Le manque d’ambition du sauveteur fédéral

Numéro 67 – Septembre 2020

Conçu bien avant l’arrivée de la pandémie, le Message Culture du Conseil fédéral soumis prochainement aux chambres fédérales, bien que favorablement accueilli durant la consultation, propose-t-il des outils qui permettront à la culture suisse de sortir de son hibernation forcée ? Et du côté des médias, quelle est la capacité de réaction fédérale à la disruption en cours ?

L'introduction du « Message » le dit elle-même : la nouvelle politique culturelle fédérale sera « placée sous le signe de la continuité ». Autant dire que ces prochaines années il n’y aura que très peu d’innovations. Il est vrai que dans ce pays, à l’exception du cinéma, la culture est l’affaire des cantons et des villes. A lire le message, on réalise à quel point la Confédération joue l’humilité. Il faut dire qu’avec 250 millions par an – à peine 3 pour mille des dépenses fédérales ! – la
politique culturelle de notre État fédéral n’est même pas comparable à celle d’une entreprise comme la Migros (qui se targue de dépenser 1 % pour la culture, ses écoles comprises). Les seules innovations marquantes concernent l’instauration d’un droit de suite pour les œuvres des artistes suisses, réclamé depuis 20 ans, l’obligation pour les plateformes comme Netflix, Disney, etc. d’investir 4 % de leur chiffre d’affaires suisse dans des productions helvétiques et de diffuser 30 % d’œuvres européennes. Tout cela est utile, certes, mais – surtout ! – a le grand avantage de ne rien coûter à la Confédération.

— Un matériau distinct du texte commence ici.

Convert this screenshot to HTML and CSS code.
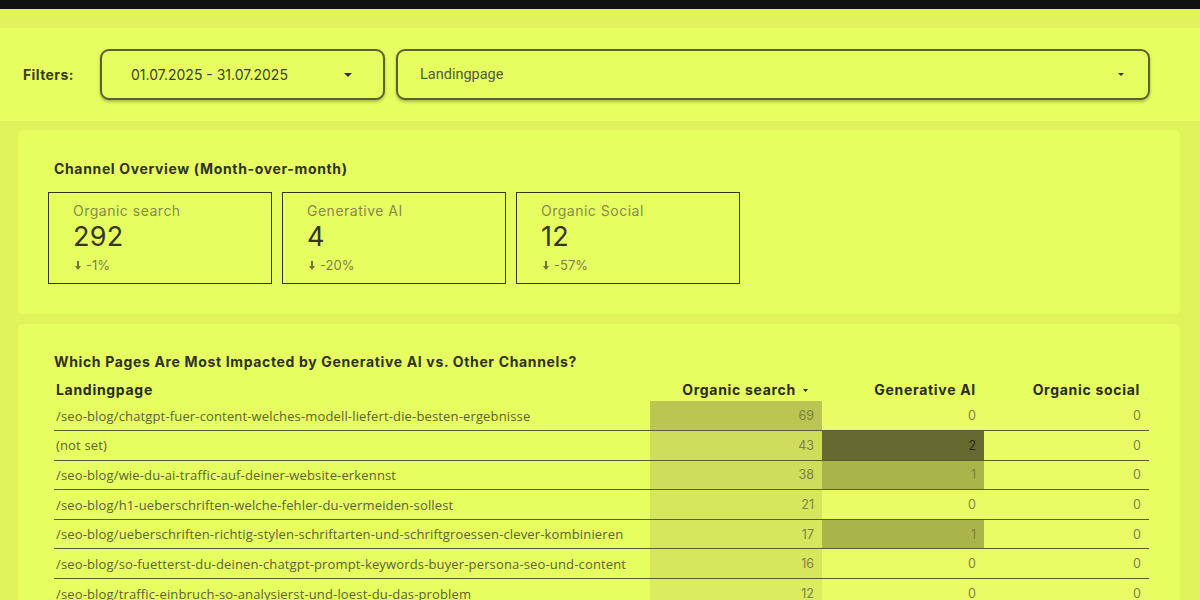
FILE: index.html
```html
<!DOCTYPE html>
<html lang="de">
<head>
<meta charset="utf-8">
<title>Channel Report</title>
<link rel="stylesheet" href="styles.css">
</head>
<body>
<div class="topbar"></div>
<div class="filterbar">
  <div class="filter-label">Filters:</div>
  <div class="dropdown date">
    <span class="dd-text">01.07.2025 - 31.07.2025</span>
    <svg class="caret" width="8" height="4" viewBox="0 0 8 4"><path d="M0 0h8L4 4z" fill="#333"/></svg>
  </div>
  <div class="dropdown page">
    <span class="dd-text roboto">Landingpage</span>
    <svg class="caret small" width="6" height="3" viewBox="0 0 6 3"><path d="M0 0h6L3 3z" fill="#333"/></svg>
  </div>
</div>
<main class="content">
  <section class="card overview">
    <h2 class="card-title">Channel Overview (Month-over-month)</h2>
    <div class="kpis">
      <div class="kpi">
        <div class="kpi-label">Organic search</div>
        <div class="kpi-value">292</div>
        <div class="kpi-delta"><svg width="6" height="9" viewBox="0 0 6 9"><path d="M2 0h2v5h2L3 9 0 5h2z" fill="#6f7440"/></svg>-1%</div>
      </div>
      <div class="kpi">
        <div class="kpi-label">Generative AI</div>
        <div class="kpi-value">4</div>
        <div class="kpi-delta"><svg width="6" height="9" viewBox="0 0 6 9"><path d="M2 0h2v5h2L3 9 0 5h2z" fill="#6f7440"/></svg>-20%</div>
      </div>
      <div class="kpi">
        <div class="kpi-label">Organic Social</div>
        <div class="kpi-value">12</div>
        <div class="kpi-delta"><svg width="6" height="9" viewBox="0 0 6 9"><path d="M2 0h2v5h2L3 9 0 5h2z" fill="#6f7440"/></svg>-57%</div>
      </div>
    </div>
  </section>
  <section class="card pages">
    <h2 class="card-title">Which Pages Are Most Impacted by Generative AI vs. Other Channels?</h2>
    <table class="tbl">
      <thead>
        <tr>
          <th class="c-page">Landingpage</th>
          <th class="c-num c-os">Organic search <svg width="5" height="3" viewBox="0 0 5 3"><path d="M0 0h5L2.5 3z" fill="#222"/></svg></th>
          <th class="c-num c-ai">Generative AI</th>
          <th class="c-num c-soc">Organic social</th>
        </tr>
      </thead>
      <tbody>
        <tr><td class="c-page">/seo-blog/chatgpt-fuer-content-welches-modell-liefert-die-besten-ergebnisse</td><td class="c-num h-os1">69</td><td class="c-num blank">0</td><td class="c-num blank">0</td></tr>
        <tr><td class="c-page">(not set)</td><td class="c-num h-os2">43</td><td class="c-num h-ai2">2</td><td class="c-num blank">0</td></tr>
        <tr><td class="c-page">/seo-blog/wie-du-ai-traffic-auf-deiner-website-erkennst</td><td class="c-num h-os2">38</td><td class="c-num h-ai1">1</td><td class="c-num blank">0</td></tr>
        <tr><td class="c-page">/seo-blog/h1-ueberschriften-welche-fehler-du-vermeiden-sollest</td><td class="c-num h-os3">21</td><td class="c-num blank">0</td><td class="c-num blank">0</td></tr>
        <tr><td class="c-page">/seo-blog/ueberschriften-richtig-stylen-schriftarten-und-schriftgroessen-clever-kombinieren</td><td class="c-num h-os3">17</td><td class="c-num h-ai1">1</td><td class="c-num blank">0</td></tr>
        <tr><td class="c-page">/seo-blog/so-fuetterst-du-deinen-chatgpt-prompt-keywords-buyer-persona-seo-und-content</td><td class="c-num h-os3">16</td><td class="c-num blank">0</td><td class="c-num blank">0</td></tr>
        <tr><td class="c-page">/seo-blog/traffic-einbruch-so-analysierst-und-loest-du-das-problem</td><td class="c-num h-os4">12</td><td class="c-num blank">0</td><td class="c-num blank">0</td></tr>
      </tbody>
    </table>
  </section>
</main>
</body>
</html>
```

FILE: styles.css
```css
* { box-sizing: border-box; }
html, body { margin: 0; padding: 0; }
body {
  width: 1200px;
  height: 600px;
  overflow: hidden;
  background: #e0f35b;
  font-family: "Inter", "Open Sans", sans-serif;
  color: #2e2f1c;
}
.topbar { height: 9px; background: #111111; }
.filterbar {
  margin-top: 19px;
  height: 93px;
  background: #e6fe5f;
  display: flex;
  align-items: center;
  padding-left: 23px;
}
.filter-label {
  width: 77px;
  font-size: 14px;
  font-weight: 700;
  letter-spacing: 0.4px;
  color: #3a3b26;
}
.dropdown {
  height: 51px;
  border: 2px solid #5c5e33;
  border-radius: 9px;
  box-shadow: 0 2px 3px rgba(60, 62, 20, 0.35);
  display: flex;
  align-items: center;
  justify-content: space-between;
  background: #e6fe5f;
}
.dropdown.date { width: 285px; padding: 0 31px 0 29px; }
.dropdown.page { width: 754px; margin-left: 11px; padding: 0 24px 0 22px; }
.dd-text { font-size: 14px; color: #3d3f25; }
.dd-text.roboto { font-family: "Roboto", sans-serif; font-size: 14.5px; color: #55583a; }
.caret { display: block; }

.content {
  padding: 9px 20px 0 18px;
  display: flex;
  flex-direction: column;
  gap: 10px;
}
.card {
  background: #e6fe5f;
  border-radius: 5px;
}
.card-title {
  margin: 0;
  font-size: 14px;
  font-weight: 700;
  letter-spacing: 0.65px;
  color: #303120;
  line-height: 18px;
}
.overview { height: 184px; padding: 30px 30px 0 30px; }
.overview .card-title { margin-left: 6px; }
.kpis { display: flex; gap: 10px; margin-top: 14px; }
.kpi {
  width: 224px;
  height: 92px;
  border: 1px solid #35361f;
  padding: 9px 0 0 24px;
}
.kpi-label { font-size: 14px; line-height: 18px; letter-spacing: 0.5px; color: #868b4b; }
.kpi-value { font-size: 27px; line-height: 30px; color: #35361f; margin-top: 2px; letter-spacing: 0.3px; }
.kpi-delta {
  font-size: 13px;
  line-height: 16px;
  color: #7b8046;
  display: flex;
  align-items: center;
  gap: 5px;
  margin-top: 5px;
  padding-left: 2px;
}
.pages { height: 300px; padding: 29px 31px 0 36px; }
.tbl {
  margin-top: 7px;
  width: 1095px;
  border-collapse: collapse;
  table-layout: fixed;
}
.tbl th {
  font-size: 14px;
  font-weight: 700;
  letter-spacing: 0.7px;
  color: #2a2b1a;
  height: 23px;
  padding: 0 8px 1px 2px;
  white-space: nowrap;
}
.tbl th.c-page { text-align: left; }
.tbl th.c-num { text-align: right; }
.tbl th.c-os { padding-right: 14px; }
.tbl th.c-os svg { margin-left: 3px; vertical-align: middle; }
.tbl th.c-soc { padding-right: 9px; }
.c-page { width: 596px; }
.c-os { width: 172px; }
.c-ai { width: 162px; }
.c-soc { width: 165px; }
.tbl td {
  height: 29.6px;
  font-size: 12.5px;
  white-space: nowrap;
  overflow: hidden;
  padding: 0;
}
.tbl tbody tr + tr td { border-top: 1px solid #5a5d30; }
.tbl td.c-page { padding-left: 2px; color: #5e6139; font-family: "Open Sans", sans-serif; font-size: 13px; letter-spacing: 0.15px; }
.tbl td.c-num { text-align: right; padding-right: 8px; color: #7c8148; }
.blank { background: #e9fc66; }
.h-os1 { background: #bac552; }
.h-os2 { background: #cedd5c; }
.h-os3 { background: #d6e75e; }
.h-os4 { background: #dbec5f; }
.h-ai2 { background: #656a30; color: #2a2b15 !important; }
.h-ai1 { background: #a9b54a; }
```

Or le navire « culture suisse » est en plein naufrage. La Confédé­ration devrait déployer une flotille d’aides immédiates et à moyen terme aux artistes et aux producteurs privés de scènes et d’écrans – mais non, nos bateaux fédéraux sont trop fragiles pour affronter la tempête COVID-19, ils resteront au port, en cale sèche pour la petite révision parlementaire de cet automne… La culture suisse mise à l’arrêt ne redémarrera pas avant de longs mois, d’innombrables artistes et leurs compagnies, très modestement aidés par les mesures COVID ce printemps, ne s’en remettront pas, pendant que les plateformes numériques raflent la mise. Jamais le besoin d’une politique culturelle supra cantonale, à l’échelle des trois régions culturelles ne se sera fait autant sentir, que seule la Confédération peut mener. Peut-on espérer un sursaut ?

C’est peut-être le cas du côté des responsables de la politique des médias en Suisse. On ne mise pas sur la « continuité ». Les timides réformes proposées l’année passée par Mme Simonetta Sommaruga ont été mal accueillies. Il a fallu revoir le plan d’aide aux médias. En temps de pandémie, ils n’ont rien perdu de leur importance politique et sociale, et même gagné des lecteurs-spectateurs, mais assi­stent impuissants à la quasi-­disparition de leurs revenus publicitaires. Qu’ils soient publics ou privés, les responsables des médias font plus ou moins le même vœu : le modèle de financement suisse doit opérer son grand roque, et remplace les revenus publicitaires siphonnés au profit des plateformes numériques mondiales par des aides publiques. Ce n’est pas encore fait. Mais à la différence de la culture, on commence à voir se dessiner les contours d’un plan de sauvetage des médias, autour de la redevance audio­visuelle appelée à devenir médiatique et donc étendue à la presse imprimée et en ligne. 

Dans ce sens, notons un fait réjouissant. Cet automne, les organisations du journalisme et de l’audiovisuel se coalisent à l’échelle nationale, avec l’appui financier de la Fondation Aventinus, de Pro Litteris, Suissimage, etc., pour fonder l’association « Pacte de l’Enquête », évoquée à de nombreuses reprises dans Culture EnJeu, et destinée à soutenir financièrement dans une phase-test les projets d’enquêtes et de reportages de journalistes libres.